Gargling mouthwash twice a day could increase diabetes risk, new study says
Harvard researchers discovered mouthwash kills beneficial bacteria that fight off obesity and diabetes
Using mouthwash daily can cure even the most extreme cases of bad breath but it may be doing so at a cost. A new study reveals that using mouthwash twice day can increase chances of contracting diabetes by more than 50%.
Harvard University researchers found that the fluid removes harmful bacteria but that it also removes “helpful microbes that live in the mouth and help protect against obesity and diabetes,” Net Doctor says.
A group of 1,206 overweight people between 40 and 65 who were at risk of getting diabetes took part in the study. The participants who used mouthwash twice a day were 55% more likely to contract diabetes or experience dangerous blood sugar spikes within three years.
Throughout the study 17% of participants developed diabetes or pre-diabetes, but this figure rose to 20% for participants using mouthwash once a day and 30% for those who used mouthwash in the morning and evening, the Daily Telegraph reports.
“Although previous studies have found poor oral hygiene can lead to health problems elsewhere in the body, this is the first time research has shown a supposedly beneficial practice to have a potentially harmful effect,” according to Net Doctor.

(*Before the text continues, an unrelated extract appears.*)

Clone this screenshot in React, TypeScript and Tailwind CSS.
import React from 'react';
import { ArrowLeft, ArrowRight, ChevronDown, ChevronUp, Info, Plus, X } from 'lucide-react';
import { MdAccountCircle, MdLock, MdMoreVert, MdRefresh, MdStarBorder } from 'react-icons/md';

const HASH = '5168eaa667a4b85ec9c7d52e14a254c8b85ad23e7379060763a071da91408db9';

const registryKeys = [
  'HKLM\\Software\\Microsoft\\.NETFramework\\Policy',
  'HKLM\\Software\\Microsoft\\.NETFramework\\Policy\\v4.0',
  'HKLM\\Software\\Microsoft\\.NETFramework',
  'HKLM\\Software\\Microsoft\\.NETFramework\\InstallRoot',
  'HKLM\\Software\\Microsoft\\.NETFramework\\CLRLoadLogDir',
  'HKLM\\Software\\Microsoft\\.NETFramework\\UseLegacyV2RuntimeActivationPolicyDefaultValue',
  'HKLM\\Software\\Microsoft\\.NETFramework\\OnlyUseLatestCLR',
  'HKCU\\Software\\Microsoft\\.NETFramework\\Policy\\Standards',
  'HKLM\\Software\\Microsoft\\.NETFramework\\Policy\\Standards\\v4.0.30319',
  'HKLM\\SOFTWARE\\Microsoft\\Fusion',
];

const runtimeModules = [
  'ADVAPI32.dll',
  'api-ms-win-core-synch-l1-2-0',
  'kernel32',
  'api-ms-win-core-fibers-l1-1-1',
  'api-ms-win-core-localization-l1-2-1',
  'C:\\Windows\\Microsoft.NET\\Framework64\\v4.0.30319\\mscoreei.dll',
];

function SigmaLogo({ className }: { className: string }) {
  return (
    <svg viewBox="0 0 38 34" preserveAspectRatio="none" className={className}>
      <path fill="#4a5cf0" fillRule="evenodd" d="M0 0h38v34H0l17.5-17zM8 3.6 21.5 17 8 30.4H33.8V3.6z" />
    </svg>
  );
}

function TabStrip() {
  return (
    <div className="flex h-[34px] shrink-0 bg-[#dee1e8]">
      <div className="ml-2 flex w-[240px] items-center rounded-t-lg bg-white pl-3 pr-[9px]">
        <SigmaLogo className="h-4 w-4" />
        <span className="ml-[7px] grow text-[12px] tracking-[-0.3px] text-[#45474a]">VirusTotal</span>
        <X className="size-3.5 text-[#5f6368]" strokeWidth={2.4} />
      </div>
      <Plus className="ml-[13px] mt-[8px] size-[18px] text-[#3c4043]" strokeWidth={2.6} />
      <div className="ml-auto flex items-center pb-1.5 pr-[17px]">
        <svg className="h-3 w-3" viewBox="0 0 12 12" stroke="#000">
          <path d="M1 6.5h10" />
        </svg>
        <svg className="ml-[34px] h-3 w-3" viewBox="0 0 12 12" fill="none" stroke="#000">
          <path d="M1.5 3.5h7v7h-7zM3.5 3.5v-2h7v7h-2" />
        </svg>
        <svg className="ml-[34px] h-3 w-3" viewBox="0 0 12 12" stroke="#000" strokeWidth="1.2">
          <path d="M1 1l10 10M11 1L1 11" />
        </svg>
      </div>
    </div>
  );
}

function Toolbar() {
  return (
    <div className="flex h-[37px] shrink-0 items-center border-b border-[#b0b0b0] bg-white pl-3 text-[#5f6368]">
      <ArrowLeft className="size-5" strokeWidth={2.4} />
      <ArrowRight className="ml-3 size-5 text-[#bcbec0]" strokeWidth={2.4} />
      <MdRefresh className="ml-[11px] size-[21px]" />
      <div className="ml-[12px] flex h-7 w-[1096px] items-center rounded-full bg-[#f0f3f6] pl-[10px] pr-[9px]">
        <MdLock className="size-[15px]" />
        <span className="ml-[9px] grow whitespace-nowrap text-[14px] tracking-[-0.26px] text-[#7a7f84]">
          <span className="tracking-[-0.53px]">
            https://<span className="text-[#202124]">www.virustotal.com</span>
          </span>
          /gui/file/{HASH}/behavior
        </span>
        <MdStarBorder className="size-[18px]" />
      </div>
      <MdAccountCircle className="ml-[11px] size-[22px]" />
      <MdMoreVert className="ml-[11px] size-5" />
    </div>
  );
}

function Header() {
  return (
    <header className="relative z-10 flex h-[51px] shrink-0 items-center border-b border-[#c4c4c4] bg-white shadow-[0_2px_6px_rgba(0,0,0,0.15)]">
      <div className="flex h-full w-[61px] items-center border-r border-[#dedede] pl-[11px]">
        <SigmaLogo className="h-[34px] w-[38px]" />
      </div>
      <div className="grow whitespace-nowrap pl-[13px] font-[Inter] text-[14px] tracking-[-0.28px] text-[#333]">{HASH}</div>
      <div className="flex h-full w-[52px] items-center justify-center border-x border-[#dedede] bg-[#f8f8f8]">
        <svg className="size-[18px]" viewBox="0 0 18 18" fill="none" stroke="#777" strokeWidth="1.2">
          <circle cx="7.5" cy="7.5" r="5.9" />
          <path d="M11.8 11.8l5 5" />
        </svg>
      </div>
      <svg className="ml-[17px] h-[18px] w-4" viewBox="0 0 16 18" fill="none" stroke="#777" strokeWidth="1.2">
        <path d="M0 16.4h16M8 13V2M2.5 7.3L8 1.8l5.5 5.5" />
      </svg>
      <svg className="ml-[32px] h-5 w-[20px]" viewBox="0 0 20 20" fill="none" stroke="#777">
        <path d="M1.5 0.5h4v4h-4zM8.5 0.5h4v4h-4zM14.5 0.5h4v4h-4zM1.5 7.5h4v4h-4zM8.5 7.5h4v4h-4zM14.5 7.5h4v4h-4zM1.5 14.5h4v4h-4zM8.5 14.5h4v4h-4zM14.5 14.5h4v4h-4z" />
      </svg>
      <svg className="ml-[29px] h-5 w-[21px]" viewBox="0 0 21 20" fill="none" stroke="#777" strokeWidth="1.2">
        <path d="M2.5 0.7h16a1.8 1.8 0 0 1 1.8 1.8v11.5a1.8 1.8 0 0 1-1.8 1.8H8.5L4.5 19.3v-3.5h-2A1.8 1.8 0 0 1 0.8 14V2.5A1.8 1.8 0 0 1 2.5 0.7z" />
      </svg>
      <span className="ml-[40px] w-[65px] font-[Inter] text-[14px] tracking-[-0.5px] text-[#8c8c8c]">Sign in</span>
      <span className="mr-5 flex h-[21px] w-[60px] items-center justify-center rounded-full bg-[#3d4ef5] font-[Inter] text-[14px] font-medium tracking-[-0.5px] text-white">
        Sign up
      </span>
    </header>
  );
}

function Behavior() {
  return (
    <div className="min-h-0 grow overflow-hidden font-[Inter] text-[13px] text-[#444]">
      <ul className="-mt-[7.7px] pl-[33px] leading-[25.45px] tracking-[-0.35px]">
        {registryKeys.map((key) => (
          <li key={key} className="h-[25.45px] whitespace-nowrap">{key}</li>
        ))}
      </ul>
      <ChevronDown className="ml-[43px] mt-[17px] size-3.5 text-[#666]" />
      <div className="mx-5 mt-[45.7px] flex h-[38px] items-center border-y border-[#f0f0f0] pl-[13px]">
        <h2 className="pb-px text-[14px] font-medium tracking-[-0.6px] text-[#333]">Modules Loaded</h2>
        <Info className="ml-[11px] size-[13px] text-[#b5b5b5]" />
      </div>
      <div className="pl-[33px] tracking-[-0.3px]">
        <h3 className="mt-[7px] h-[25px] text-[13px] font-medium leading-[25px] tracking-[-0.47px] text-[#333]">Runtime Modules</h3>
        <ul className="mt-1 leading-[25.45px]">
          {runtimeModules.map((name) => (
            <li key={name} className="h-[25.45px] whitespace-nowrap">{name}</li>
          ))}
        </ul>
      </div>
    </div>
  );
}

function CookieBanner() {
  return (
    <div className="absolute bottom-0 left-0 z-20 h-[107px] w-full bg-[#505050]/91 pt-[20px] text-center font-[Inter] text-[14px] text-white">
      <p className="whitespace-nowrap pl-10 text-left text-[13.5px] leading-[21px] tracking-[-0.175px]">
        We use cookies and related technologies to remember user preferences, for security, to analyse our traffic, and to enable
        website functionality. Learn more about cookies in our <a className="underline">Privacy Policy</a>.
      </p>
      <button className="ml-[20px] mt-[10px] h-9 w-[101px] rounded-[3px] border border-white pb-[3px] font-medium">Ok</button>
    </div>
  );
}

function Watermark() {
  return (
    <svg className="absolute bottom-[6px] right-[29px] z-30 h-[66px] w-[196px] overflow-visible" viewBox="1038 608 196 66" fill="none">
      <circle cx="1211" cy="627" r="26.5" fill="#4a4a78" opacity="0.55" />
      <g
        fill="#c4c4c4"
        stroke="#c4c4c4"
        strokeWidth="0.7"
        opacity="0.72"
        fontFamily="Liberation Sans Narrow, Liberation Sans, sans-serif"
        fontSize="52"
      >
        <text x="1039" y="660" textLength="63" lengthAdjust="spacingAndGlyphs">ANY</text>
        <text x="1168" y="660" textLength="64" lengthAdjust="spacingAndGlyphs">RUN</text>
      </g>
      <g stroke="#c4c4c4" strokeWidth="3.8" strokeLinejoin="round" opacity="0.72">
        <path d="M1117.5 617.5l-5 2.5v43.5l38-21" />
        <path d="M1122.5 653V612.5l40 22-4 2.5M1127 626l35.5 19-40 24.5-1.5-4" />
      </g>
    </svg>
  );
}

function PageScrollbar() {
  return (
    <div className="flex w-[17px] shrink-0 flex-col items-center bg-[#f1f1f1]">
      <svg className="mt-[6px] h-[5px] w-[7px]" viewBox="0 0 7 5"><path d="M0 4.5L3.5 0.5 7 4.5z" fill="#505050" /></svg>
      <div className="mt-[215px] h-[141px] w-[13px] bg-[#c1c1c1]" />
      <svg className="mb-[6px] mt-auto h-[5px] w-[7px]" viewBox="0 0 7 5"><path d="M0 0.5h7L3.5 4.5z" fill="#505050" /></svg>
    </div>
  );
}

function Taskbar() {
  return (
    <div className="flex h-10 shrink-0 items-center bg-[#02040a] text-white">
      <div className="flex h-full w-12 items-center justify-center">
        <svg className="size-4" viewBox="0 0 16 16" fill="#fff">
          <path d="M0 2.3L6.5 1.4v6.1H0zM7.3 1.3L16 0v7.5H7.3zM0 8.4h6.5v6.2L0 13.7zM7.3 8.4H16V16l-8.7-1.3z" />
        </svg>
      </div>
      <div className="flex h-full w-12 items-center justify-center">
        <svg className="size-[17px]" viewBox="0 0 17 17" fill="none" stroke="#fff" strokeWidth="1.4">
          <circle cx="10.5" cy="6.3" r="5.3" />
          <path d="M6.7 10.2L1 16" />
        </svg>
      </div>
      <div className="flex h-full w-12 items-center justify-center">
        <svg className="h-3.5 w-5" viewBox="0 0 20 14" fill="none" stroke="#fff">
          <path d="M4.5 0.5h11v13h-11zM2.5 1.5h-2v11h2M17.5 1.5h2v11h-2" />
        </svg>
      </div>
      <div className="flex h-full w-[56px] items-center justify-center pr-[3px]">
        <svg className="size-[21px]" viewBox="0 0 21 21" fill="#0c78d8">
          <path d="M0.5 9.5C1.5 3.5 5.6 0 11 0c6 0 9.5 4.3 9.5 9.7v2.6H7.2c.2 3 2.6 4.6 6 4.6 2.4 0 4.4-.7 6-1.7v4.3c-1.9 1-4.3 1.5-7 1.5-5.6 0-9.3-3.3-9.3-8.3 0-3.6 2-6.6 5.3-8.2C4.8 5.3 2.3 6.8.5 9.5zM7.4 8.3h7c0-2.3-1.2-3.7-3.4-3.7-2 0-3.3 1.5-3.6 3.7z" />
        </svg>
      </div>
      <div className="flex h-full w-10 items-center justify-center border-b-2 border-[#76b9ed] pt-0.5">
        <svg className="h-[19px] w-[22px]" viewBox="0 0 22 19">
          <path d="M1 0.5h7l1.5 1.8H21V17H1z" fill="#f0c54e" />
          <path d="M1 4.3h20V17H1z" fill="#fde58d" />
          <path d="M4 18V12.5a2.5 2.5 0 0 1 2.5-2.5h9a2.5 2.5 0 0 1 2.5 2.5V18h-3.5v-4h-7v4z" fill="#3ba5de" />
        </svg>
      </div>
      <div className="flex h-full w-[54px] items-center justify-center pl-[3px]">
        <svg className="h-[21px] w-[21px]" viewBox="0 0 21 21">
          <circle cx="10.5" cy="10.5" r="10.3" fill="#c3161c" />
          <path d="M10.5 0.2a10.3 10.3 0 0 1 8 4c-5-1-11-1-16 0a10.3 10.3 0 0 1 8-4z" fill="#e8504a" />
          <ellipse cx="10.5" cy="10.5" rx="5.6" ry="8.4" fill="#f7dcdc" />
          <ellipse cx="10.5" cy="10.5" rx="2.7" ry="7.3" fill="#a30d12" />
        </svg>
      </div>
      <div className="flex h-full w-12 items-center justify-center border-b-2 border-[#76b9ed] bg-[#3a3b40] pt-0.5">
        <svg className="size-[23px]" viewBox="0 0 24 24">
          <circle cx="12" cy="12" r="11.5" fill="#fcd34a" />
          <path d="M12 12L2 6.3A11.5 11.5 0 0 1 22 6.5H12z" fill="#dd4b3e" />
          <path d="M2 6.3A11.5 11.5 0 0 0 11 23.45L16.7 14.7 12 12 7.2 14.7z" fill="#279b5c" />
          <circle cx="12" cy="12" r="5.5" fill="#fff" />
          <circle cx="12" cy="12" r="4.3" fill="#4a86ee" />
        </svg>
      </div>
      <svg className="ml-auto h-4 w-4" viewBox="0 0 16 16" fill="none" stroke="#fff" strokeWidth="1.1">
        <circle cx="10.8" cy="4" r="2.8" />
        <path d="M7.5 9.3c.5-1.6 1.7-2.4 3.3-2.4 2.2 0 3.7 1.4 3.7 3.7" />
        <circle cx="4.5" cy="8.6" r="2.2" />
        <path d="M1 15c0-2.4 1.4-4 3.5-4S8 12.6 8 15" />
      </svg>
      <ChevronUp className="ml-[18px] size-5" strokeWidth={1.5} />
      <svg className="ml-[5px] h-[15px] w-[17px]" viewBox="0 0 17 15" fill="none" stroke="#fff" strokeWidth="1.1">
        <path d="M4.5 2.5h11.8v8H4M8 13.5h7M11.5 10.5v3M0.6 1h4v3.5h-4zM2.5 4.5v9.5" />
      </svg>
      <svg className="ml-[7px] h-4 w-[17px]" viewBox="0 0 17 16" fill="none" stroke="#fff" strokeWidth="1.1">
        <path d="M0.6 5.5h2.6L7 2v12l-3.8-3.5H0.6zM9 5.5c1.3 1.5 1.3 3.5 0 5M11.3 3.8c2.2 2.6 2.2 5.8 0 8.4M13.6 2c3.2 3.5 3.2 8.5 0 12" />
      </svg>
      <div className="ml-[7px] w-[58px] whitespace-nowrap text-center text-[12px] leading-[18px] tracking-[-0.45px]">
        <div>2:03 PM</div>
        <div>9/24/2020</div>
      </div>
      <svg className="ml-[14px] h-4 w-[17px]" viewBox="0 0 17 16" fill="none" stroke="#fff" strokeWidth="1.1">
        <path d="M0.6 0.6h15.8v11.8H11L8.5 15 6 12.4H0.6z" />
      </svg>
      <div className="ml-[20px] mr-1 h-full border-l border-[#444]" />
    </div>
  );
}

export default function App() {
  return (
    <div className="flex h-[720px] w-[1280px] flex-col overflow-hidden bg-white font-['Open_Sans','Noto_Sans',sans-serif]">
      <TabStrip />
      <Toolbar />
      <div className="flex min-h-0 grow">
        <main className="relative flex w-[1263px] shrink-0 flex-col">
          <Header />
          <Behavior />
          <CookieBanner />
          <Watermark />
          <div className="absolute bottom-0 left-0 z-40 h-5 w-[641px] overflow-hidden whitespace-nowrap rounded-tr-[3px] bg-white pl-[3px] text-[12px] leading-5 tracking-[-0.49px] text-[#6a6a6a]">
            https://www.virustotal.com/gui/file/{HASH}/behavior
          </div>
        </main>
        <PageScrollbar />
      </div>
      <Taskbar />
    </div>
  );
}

Harvard Professor of epidemiology Kaumudi Joshipura told the Telegraph: “Most of these antibacterial ingredients in mouthwash are not selective.
“In other words, they do not target specific oral bacteria. Instead, these ingredients can act on a broad range of bacteria [including the protective ones].”
However, don’t prematurely rid your home of all mouthwash. The study only focused on people who were overweight, which is a risk factor for contracting Type 2 diabetes, and the theory needs more research before a link can be confirmed.
The authors of the study recommend using mouthwash just once a day.
“The indiscriminate routine use of antibacterial mouthwash products may cause more harm than good,” the authors of the study told the Telegraph, “in light of recent studies, and further supported by findings from this study.”